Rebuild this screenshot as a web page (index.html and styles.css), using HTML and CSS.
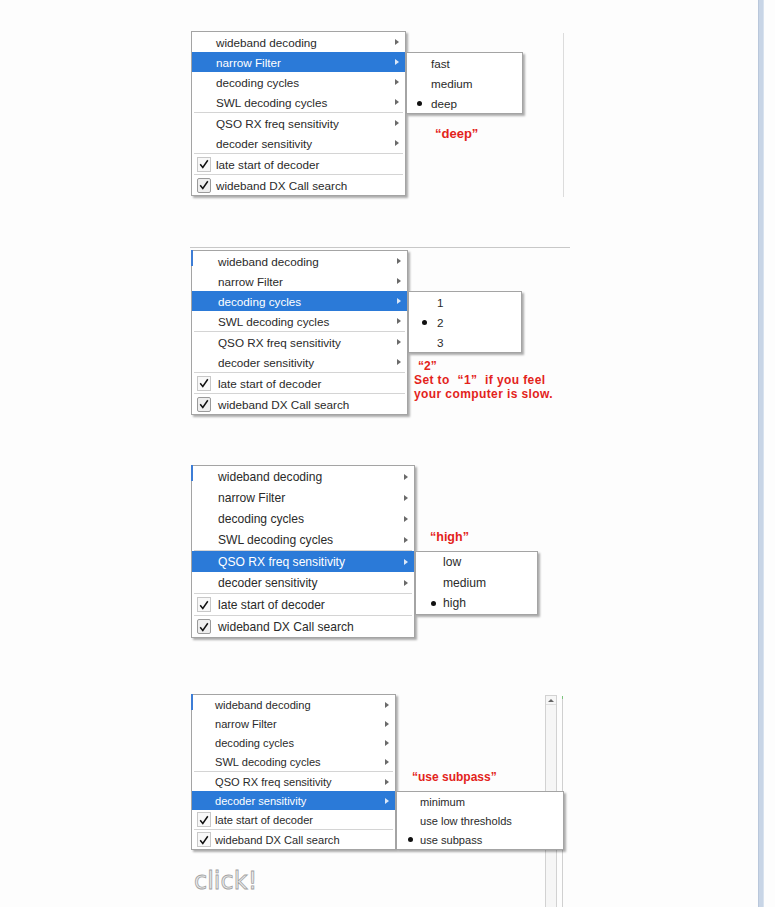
FILE: index.html
```html
<!DOCTYPE html>
<html lang="en">
<head>
<meta charset="utf-8">
<title>Decoder menu settings</title>
<link rel="stylesheet" href="styles.css">
</head>
<body>
<div class="page">
  <main class="content">

    <section class="fig fig1">
      <div class="menu">
        <div class="item"><span class="icon"></span><span class="label">wideband decoding</span><span class="arrow"></span></div>
        <div class="item active"><span class="icon"></span><span class="label">narrow Filter</span><span class="arrow"></span>
          <div class="submenu">
            <div class="sub-item"><span class="mark"></span>fast</div>
            <div class="sub-item"><span class="mark"></span>medium</div>
            <div class="sub-item"><span class="mark"><span class="dot"></span></span>deep</div>
          </div>
        </div>
        <div class="item"><span class="icon"></span><span class="label">decoding cycles</span><span class="arrow"></span></div>
        <div class="item"><span class="icon"></span><span class="label">SWL decoding cycles</span><span class="arrow"></span></div>
        <div class="sep"></div>
        <div class="item"><span class="icon"></span><span class="label">QSO RX freq sensitivity</span><span class="arrow"></span></div>
        <div class="item"><span class="icon"></span><span class="label">decoder sensitivity</span><span class="arrow"></span></div>
        <div class="sep"></div>
        <div class="item"><span class="icon"><span class="checkbox"><svg width="10" height="10" viewBox="0 0 10 10"><path d="M1.2 5.2 L3.8 8.4 L8.8 1.2" fill="none" stroke="#111" stroke-width="1.5"/></svg></span></span><span class="label">late start of decoder</span></div>
        <div class="sep"></div>
        <div class="item"><span class="icon"><span class="checkbox ghosted"><svg width="10" height="10" viewBox="0 0 10 10"><path d="M1.2 5.2 L3.8 8.4 L8.8 1.2" fill="none" stroke="#111" stroke-width="1.5"/></svg></span></span><span class="label">wideband DX Call search</span></div>
      </div>
      <div class="vline"></div>
      <div class="note note1">“deep”</div>
    </section>

    <section class="fig fig2">
      <div class="menu">
        <div class="item"><span class="icon"></span><span class="label">wideband decoding</span><span class="arrow"></span></div>
        <div class="item"><span class="icon"></span><span class="label">narrow Filter</span><span class="arrow"></span></div>
        <div class="item active"><span class="icon"></span><span class="label">decoding cycles</span><span class="arrow"></span>
          <div class="submenu">
            <div class="sub-item"><span class="mark"></span>1</div>
            <div class="sub-item"><span class="mark"><span class="dot"></span></span>2</div>
            <div class="sub-item"><span class="mark"></span>3</div>
          </div>
        </div>
        <div class="item"><span class="icon"></span><span class="label">SWL decoding cycles</span><span class="arrow"></span></div>
        <div class="sep"></div>
        <div class="item"><span class="icon"></span><span class="label">QSO RX freq sensitivity</span><span class="arrow"></span></div>
        <div class="item"><span class="icon"></span><span class="label">decoder sensitivity</span><span class="arrow"></span></div>
        <div class="sep"></div>
        <div class="item"><span class="icon"><span class="checkbox"><svg width="10" height="10" viewBox="0 0 10 10"><path d="M1.2 5.2 L3.8 8.4 L8.8 1.2" fill="none" stroke="#111" stroke-width="1.5"/></svg></span></span><span class="label">late start of decoder</span></div>
        <div class="sep"></div>
        <div class="item"><span class="icon"><span class="checkbox ghosted"><svg width="10" height="10" viewBox="0 0 10 10"><path d="M1.2 5.2 L3.8 8.4 L8.8 1.2" fill="none" stroke="#111" stroke-width="1.5"/></svg></span></span><span class="label">wideband DX Call search</span></div>
      </div>
      <div class="note note2"><span class="first">“2”</span><br>Set to <span class="wq-l">“</span>1<span class="wq-r">”</span> if you feel<br>your computer is slow.</div>
    </section>

    <section class="fig fig3">
      <div class="menu">
        <div class="item"><span class="icon"></span><span class="label">wideband decoding</span><span class="arrow"></span></div>
        <div class="item"><span class="icon"></span><span class="label">narrow Filter</span><span class="arrow"></span></div>
        <div class="item"><span class="icon"></span><span class="label">decoding cycles</span><span class="arrow"></span></div>
        <div class="item"><span class="icon"></span><span class="label">SWL decoding cycles</span><span class="arrow"></span></div>
        <div class="sep"></div>
        <div class="item active"><span class="icon"></span><span class="label">QSO RX freq sensitivity</span><span class="arrow"></span>
          <div class="submenu">
            <div class="sub-item"><span class="mark"></span>low</div>
            <div class="sub-item"><span class="mark"></span>medium</div>
            <div class="sub-item"><span class="mark"><span class="dot"></span></span>high</div>
          </div>
        </div>
        <div class="item"><span class="icon"></span><span class="label">decoder sensitivity</span><span class="arrow"></span></div>
        <div class="sep"></div>
        <div class="item"><span class="icon"><span class="checkbox"><svg width="10" height="10" viewBox="0 0 10 10"><path d="M1.2 5.2 L3.8 8.4 L8.8 1.2" fill="none" stroke="#111" stroke-width="1.5"/></svg></span></span><span class="label">late start of decoder</span></div>
        <div class="sep"></div>
        <div class="item"><span class="icon"><span class="checkbox ghosted"><svg width="10" height="10" viewBox="0 0 10 10"><path d="M1.2 5.2 L3.8 8.4 L8.8 1.2" fill="none" stroke="#111" stroke-width="1.5"/></svg></span></span><span class="label">wideband DX Call search</span></div>
      </div>
      <div class="note note3">“high”</div>
    </section>

    <section class="fig fig4">
      <div class="menu-col">
        <div class="menu">
          <div class="item"><span class="icon"></span><span class="label">wideband decoding</span><span class="arrow"></span></div>
          <div class="item"><span class="icon"></span><span class="label">narrow Filter</span><span class="arrow"></span></div>
          <div class="item"><span class="icon"></span><span class="label">decoding cycles</span><span class="arrow"></span></div>
          <div class="item"><span class="icon"></span><span class="label">SWL decoding cycles</span><span class="arrow"></span></div>
          <div class="sep"></div>
          <div class="item"><span class="icon"></span><span class="label">QSO RX freq sensitivity</span><span class="arrow"></span></div>
          <div class="item active"><span class="icon"></span><span class="label">decoder sensitivity</span><span class="arrow"></span>
            <div class="submenu">
              <div class="sub-item"><span class="mark"></span>minimum</div>
              <div class="sub-item"><span class="mark"></span>use low thresholds</div>
              <div class="sub-item"><span class="mark"><span class="dot"></span></span>use subpass</div>
            </div>
          </div>
          <div class="item"><span class="icon"><span class="checkbox"><svg width="10" height="10" viewBox="0 0 10 10"><path d="M1.2 5.2 L3.8 8.4 L8.8 1.2" fill="none" stroke="#111" stroke-width="1.5"/></svg></span></span><span class="label">late start of decoder</span></div>
          <div class="sep"></div>
          <div class="item"><span class="icon"><span class="checkbox"><svg width="10" height="10" viewBox="0 0 10 10"><path d="M1.2 5.2 L3.8 8.4 L8.8 1.2" fill="none" stroke="#111" stroke-width="1.5"/></svg></span></span><span class="label">wideband DX Call search</span></div>
        </div>
        <div class="click">click!</div>
      </div>
      <div class="scroll"><div class="scroll-up"><span class="up-tri"></span></div></div>
      <div class="rline"></div>
      <div class="note note4">“use subpass”</div>
    </section>

  </main>
  <div class="rule"></div>
  <div class="after"></div>
</div>
</body>
</html>
```

FILE: styles.css
```css
* { box-sizing: border-box; }

html, body {
  margin: 0;
  padding: 0;
  background: #fdfdfd;
}

body {
  font-family: "Liberation Sans", Arial, sans-serif;
  color: #2a2a2a;
}

.page {
  display: flex;
  width: 775px;
  height: 907px;
  overflow: hidden;
}

.content {
  flex: none;
  width: 758px;
  padding-left: 190px;
  display: flex;
  flex-direction: column;
}

.rule {
  flex: none;
  width: 6px;
  background: #c8d5e6;
  border-left: 1px solid #b9c7db;
  border-right: 1px solid #d8e2ee;
}

.after {
  flex: 1;
  background: #fdfdfd;
}

/* ---------- figures ---------- */
.fig {
  position: relative;
  width: 380px;
  display: flex;
  align-items: flex-start;
  flex: none;
}

.fig1 {
  margin-top: 31px;
  height: 166px;
  --mw: 215px; --row: 20px; --tx: 24px; --fs: 11.7px;
  --sw: 117px; --srow: 20px; --stx: 24px; --dx: 12px;
}

.fig2 {
  margin-top: 50px;
  height: 168px;
  border-top: 1px solid #c8c8c8;
  padding-top: 2px;
  --mw: 217px; --row: 20px; --tx: 26px; --fs: 11.7px;
  --sw: 114px; --srow: 20px; --stx: 28px; --dx: 15px;
}

.fig3 {
  margin-top: 50px;
  height: 173px;
  --mw: 224px; --row: 21px; --tx: 26px; --fs: 12.1px;
  --sw: 123px; --srow: 20.5px; --stx: 27px; --dx: 17px;
}

.fig4 {
  margin-top: 54px;
  height: 215px;
  --mw: 205px; --row: 19px; --tx: 23px; --fs: 11.1px;
  --sw: 168px; --srow: 19px; --stx: 23px; --dx: 13px;
}

.fig4 .menu { margin-top: 2px; }

.menu-col {
  display: flex;
  flex-direction: column;
  align-items: flex-start;
}

/* ---------- menu ---------- */
.menu {
  position: relative;
  z-index: 1;
  flex: none;
  margin-left: 1px;
  width: var(--mw);
  background: #fff;
  border: 1px solid #a4a4a4;
  box-shadow: 2px 2px 2px rgba(0, 0, 0, 0.32);
  font-size: var(--fs);
}

.fig2 .menu::before,
.fig3 .menu::before,
.fig4 .menu::before {
  content: "";
  position: absolute;
  left: -1px;
  top: -1px;
  width: 2px;
  height: 16px;
  background: #3d7dd6;
}

.item {
  position: relative;
  display: flex;
  align-items: center;
  height: var(--row);
  white-space: nowrap;
}

.item.active {
  background: #2b7ad8;
  color: #fff;
}

.icon {
  flex: none;
  width: var(--tx);
  height: 100%;
  display: flex;
  align-items: center;
  padding-left: 5px;
}

.arrow {
  margin-left: auto;
  margin-right: 6px;
  width: 0;
  height: 0;
  border-top: 3.5px solid transparent;
  border-bottom: 3.5px solid transparent;
  border-left: 4px solid #6a6a6a;
}

.item.active .arrow {
  border-left-color: #dce8f8;
}

.sep {
  height: 1px;
  margin: 0 2px;
  background: #d4d4d4;
}

.checkbox {
  width: 14px;
  height: 15px;
  border: 1px solid #c8c8c8;
  background: #f8f8f8;
  display: flex;
  align-items: center;
  justify-content: center;
}

/* checkbox half covered by the faded "click!" caption of the screenshot */
.checkbox.ghosted {
  border-color: #9a9a9a;
  border-radius: 2px;
  background: #eeeeee;
}

/* ---------- submenu ---------- */
.submenu {
  position: absolute;
  top: 0;
  left: calc(100% + 1px);
  z-index: 3;
  width: var(--sw);
  background: #fff;
  color: #2a2a2a;
  border: 1px solid #a4a4a4;
  box-shadow: 2px 2px 2px rgba(0, 0, 0, 0.32);
}

.sub-item {
  display: flex;
  align-items: center;
  height: var(--srow);
  white-space: nowrap;
}

.mark {
  position: relative;
  flex: none;
  width: var(--stx);
  height: 100%;
}

.dot {
  position: absolute;
  left: var(--dx);
  top: 50%;
  width: 5px;
  height: 5px;
  margin: -2.5px 0 0 -2.5px;
  border-radius: 50%;
  background: #111;
}

/* ---------- annotations ---------- */
.note {
  position: absolute;
  color: #e3231b;
  font-weight: bold;
  font-size: 12px;
  line-height: 14px;
  white-space: nowrap;
}

.note1 { left: 245px; top: 96px; font-size: 13px; }
.note2 { left: 224px; top: 111px; letter-spacing: 0.4px; }
.note2 .first { padding-left: 4px; letter-spacing: 0; }
.note2 .wq-l { margin-left: 4px; }
.note2 .wq-r { margin-right: 4px; }
.note3 { left: 240px; top: 65px; font-size: 12.5px; }
.note4 { left: 222px; top: 78px; }

.click {
  margin-top: 19px;
  margin-left: 4px;
  font-family: "DejaVu Sans", sans-serif;
  font-size: 24px;
  line-height: 24px;
  color: #ececec;
  -webkit-text-stroke: 0.8px #a2a2a2;
  white-space: nowrap;
}

/* ---------- background window pieces ---------- */
.vline {
  flex: none;
  align-self: stretch;
  margin: 2px 6px 0 auto;
  width: 1px;
  background: #dcdcdc;
}

.scroll {
  flex: none;
  align-self: stretch;
  margin: 3px 0 0 auto;
  width: 12px;
  border: 1px solid #d2d2d2;
  border-bottom: none;
  background: #f6f6f6;
}

.scroll-up {
  height: 9px;
  border-bottom: 1px solid #dedede;
  display: flex;
  align-items: center;
  justify-content: center;
}

.up-tri {
  width: 0;
  height: 0;
  border-left: 3px solid transparent;
  border-right: 3px solid transparent;
  border-bottom: 3px solid #666;
}

.rline {
  flex: none;
  align-self: stretch;
  margin: 4px 7px 0 5px;
  width: 1px;
  background: #d0d0d0;
  border-top: 3px solid #7cc47c;
}
```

☆ ☆ ☆

▶ DIRECTIONS FOR THIS TASK
Out of the material above, select every line that holds the string "index".

▶ WRITTEN REPLY
Rebuild this screenshot as a web page (index.html and styles.css), using HTML and CSS.
FILE: index.html
  z-index: 1;
  z-index: 3;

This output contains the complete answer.